On the Ontario 400 roads the speed limit is 100kph. Most cars drive at an average of 120kph other than trucks, which in Ontario, must have a speed limiter set to 105kph. Many trucks from the USA do not have those speed limiters and often go over 105kph.

To say that we should increase the speed limit to 120kph, as that is what most are doing, just means that cars will drive at 140kph. You can never solve the problem of drivers doing the speed limit and drivers exceeding it. It is the drivers going well over the speed limit that causes the accidents, together with the drivers under the influence and drivers who are on there cell phones, plus the souped up cars who's drivers are trying to prove something.

The only way to go is set a speed limit and strongly enforce it. The problem is that we do not have enough police or and it would be prohibitively expensive to police.

Try driving in any big city like Toronto, it is not pleasant and there are fatal accidents everyday. Self drive cars are just an additional hazard added to the mix.

blueboxer2's picture

In Ontario, the primary speed limit is "safe and appropriate to conditions". Signs indicate the limits of "safe" under normal conditions as determined by politicians catering to a populace of voters who know nothing about serious traffic safety issues. GBruce mentions some of the more popular mythologies.

Serious researchers using scientific methodologies have discovered that for some reason if the general traffic using a given stretch is timed and recorded, the best safety results come when the limit is set to the 85th percentile speed of the sample. Only the most enlightened jurisdictions set their speed limits this way.

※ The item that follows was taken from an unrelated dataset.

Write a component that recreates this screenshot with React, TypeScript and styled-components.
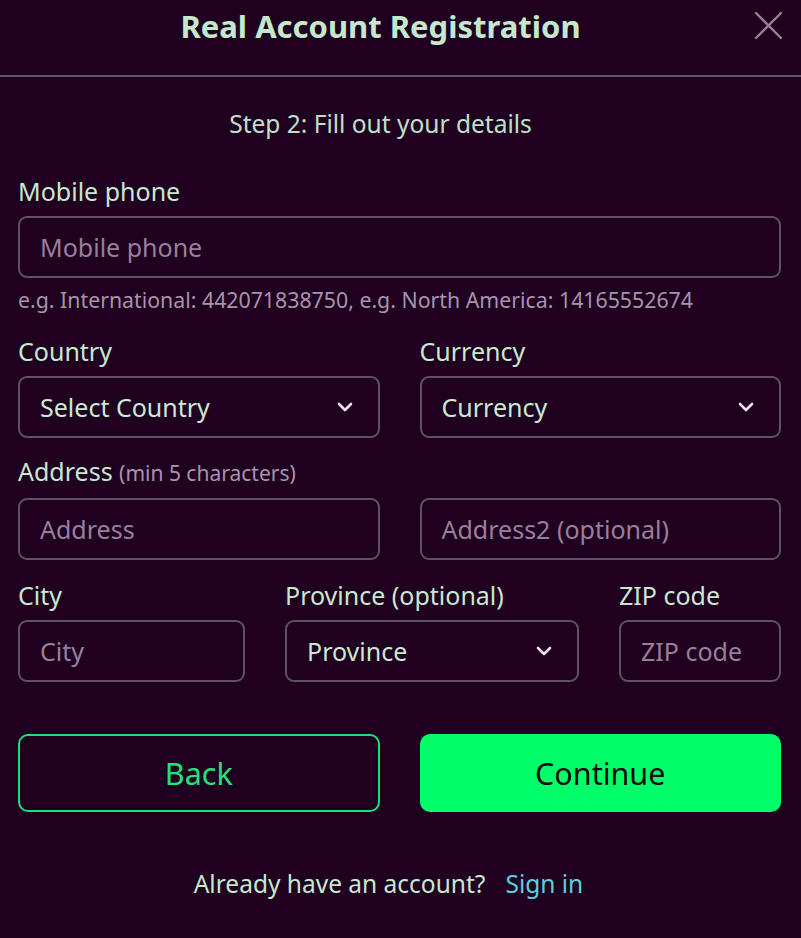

In all other cases the numbers on the signs are too low or occasionally too high. A skilled and knowledgeable driver will generally and where possible do the safest speed. And where his experienced and expert judgment is being exercised, some self-righteous automaton should not be allowed to overrule him. Running at a knowledgeably judged speed under cruise control will likely produce the safest passage, and what the driver chooses should rule and overrule.

petershaw's picture

In the UK Government revenue from speed cameras is enormous. I can't help wondering if there might be political opposition to having automated speed limiting of cars that lowers this level of income.